Our Fortune colleagues have sought for months to get Republican presidential nominee Mitt ­Romney and President Obama to share, in detail, their plans for reviving the economy. Our boss, feeling frustrated by the candidates’ lack of specificity, asked us to propose a policy outline that we believe would serve the nation well. In doing so, we emphasize that stability is at least as important as policy.

In Washington’s immature world of extremes, where “compromise” is a synonym for “treason,” crises don’t get resolved until the last, looming moment, as with the 2011 debt ceiling embarrassment and possibly with this year’s fiscal cliff. And major policy shifts such as health-care reform pass without bipartisan support. When Standard & Poor’s announced its historic downgrade of America’s credit rating a year ago, it explained that the move “reflects our view that the effectiveness, stability and predictability of American policy­making and political institutions have weakened.” Managers, investors and consumers have no idea what’s next, what will last, and what will be reversed after the next election or perhaps after the next news cycle. Result: a CEO’s on-hold list, multiplied across the country.

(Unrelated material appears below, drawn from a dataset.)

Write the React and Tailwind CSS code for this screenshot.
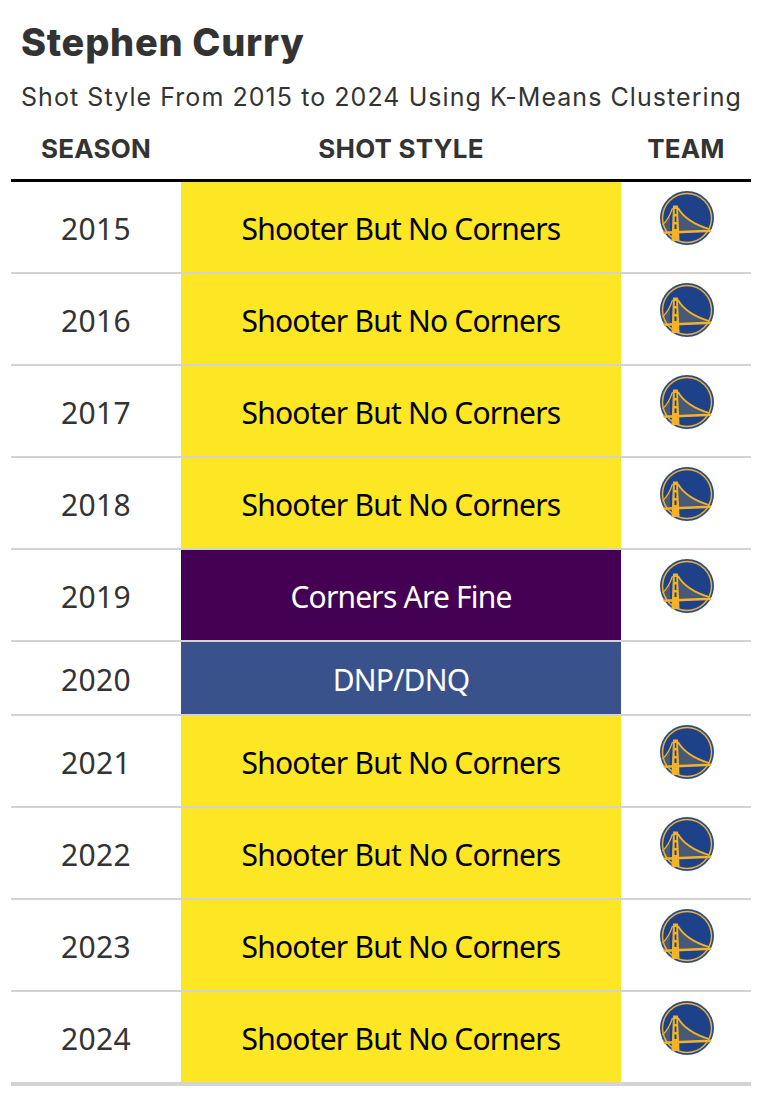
import React from "react";

const rows = [
  { season: 2015, style: "Shooter But No Corners" },
  { season: 2016, style: "Shooter But No Corners" },
  { season: 2017, style: "Shooter But No Corners" },
  { season: 2018, style: "Shooter But No Corners" },
  { season: 2019, style: "Corners Are Fine" },
  { season: 2020, style: "DNP/DNQ" },
  { season: 2021, style: "Shooter But No Corners" },
  { season: 2022, style: "Shooter But No Corners" },
  { season: 2023, style: "Shooter But No Corners" },
  { season: 2024, style: "Shooter But No Corners" },
];

const WarriorsLogo = () => (
  <svg width="54" height="54" viewBox="0 0 54 54">
    <circle cx="27" cy="27" r="27" fill="#2a4d8f" />
    <circle cx="27" cy="27" r="25.2" fill="#f2b32a" />
    <circle cx="27" cy="27" r="23.8" fill="#1d428a" />
    {/* suspenders */}
    <path d="M20 20 V40 M22 23 V40 M24 25 V40 M26 27 V40 M28 28.5 V40 M30 29.5 V40 M32 31 V40 M34 32 V40 M36 33 V40 M38 34 V40 M40 35 V40 M42 36 V40 M44 36.5 V40 M9 26 V40 M7 29 V40 M5 32 V40" stroke="#f2b32a" strokeWidth="0.6" strokeOpacity="0.7" fill="none" />
    {/* cables */}
    <path d="M18 17 Q26 31 49 38" stroke="#f2b32a" strokeWidth="1.8" fill="none" />
    <path d="M12.5 17 Q9 28 2.5 34" stroke="#f2b32a" strokeWidth="1.2" fill="none" />
    {/* tower */}
    <path d="M13 14.5 H18 L19.5 50 H11.5 Z" fill="#f2b32a" />
    <rect x="14.8" y="18" width="1.5" height="5" fill="#1d428a" />
    <rect x="14.7" y="25.5" width="1.7" height="5.5" fill="#1d428a" />
    <rect x="14.5" y="33.5" width="2" height="4.5" fill="#1d428a" />
    {/* deck */}
    <path d="M3 40.5 L51 38.5 L51 41 L4 43 Z" fill="#f2b32a" />
  </svg>
);

const App = () => {
  return (
    <div className="w-[760px] h-[1094px] bg-white pl-[11px] pr-[9px] text-[#333] font-['Noto_Sans',sans-serif]">
      <div className="pl-[10px] pt-[18px] h-[130px] font-['Inter',sans-serif]">
        <h1 className="text-[38px] leading-[48px] font-extrabold tracking-[0.7px] text-[#333] whitespace-nowrap">Stephen Curry</h1>
        <p className="mt-[13px] text-[25px] leading-[36px] tracking-[1.06px] whitespace-nowrap">Shot Style From 2015 to 2024 Using K-Means Clustering</p>
      </div>

      <div className="flex h-[52px] items-center border-b-[3px] border-black font-['Inter',sans-serif] font-bold text-[26px] tracking-[0.2px] pb-[13px]">
        <div className="w-[170px] text-center">SEASON</div>
        <div className="w-[440px] text-center">SHOT STYLE</div>
        <div className="w-[130px] text-center">TEAM</div>
      </div>

      {rows.map((row, i) => {
        const last = i === rows.length - 1;
        const dnp = row.season === 2020;
        const fine = row.season === 2019;
        return (
          <div key={row.season} className={`flex ${dnp ? "h-[74px]" : last ? "h-[94px]" : "h-[92px]"} ${last ? "border-b-4" : "border-b-2"} border-[#d3d3d3]`}>
            <div className="w-[170px] flex items-center justify-center pt-[2px] text-[30px] tracking-[0.4px]">{row.season}</div>
            <div className={`w-[440px] flex items-center justify-center pt-[2px] text-[30px] tracking-[-0.8px] ${dnp ? "bg-[#3a528b] text-white" : fine ? "bg-[#440154] text-white" : "bg-[#fde725] text-black"}`}>
              {row.style}
            </div>
            <div className="w-[130px] flex justify-center pt-[9px] pl-[2px]">
              {!dnp && <WarriorsLogo />}
            </div>
          </div>
        );
      })}
    </div>
  );
};

export default App;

America needs more than just smart moves to get a struggling economy moving. We have to increase tax revenue and reduce spending growth. Most important, we have to give neither side everything it wants — to adopt policy so relentlessly bipartisan that it attracts strong, stable support from both sides. Believe it or not, that has been the norm in U.S. history, even though fundamental disagreement between the parties is eternal. Former senators George Mitchell and Bob Dole, grown-ups who led the Senate’s Democrats and Republicans, respectively, in the 1990s, had dinner together every week and successfully did business. They also held each other in the highest personal regard and still do. Today, however, researchers at Princeton and the University of Georgia find that Republicans and Democrats in Congress are further apart than at any time in the 120-year period they studied.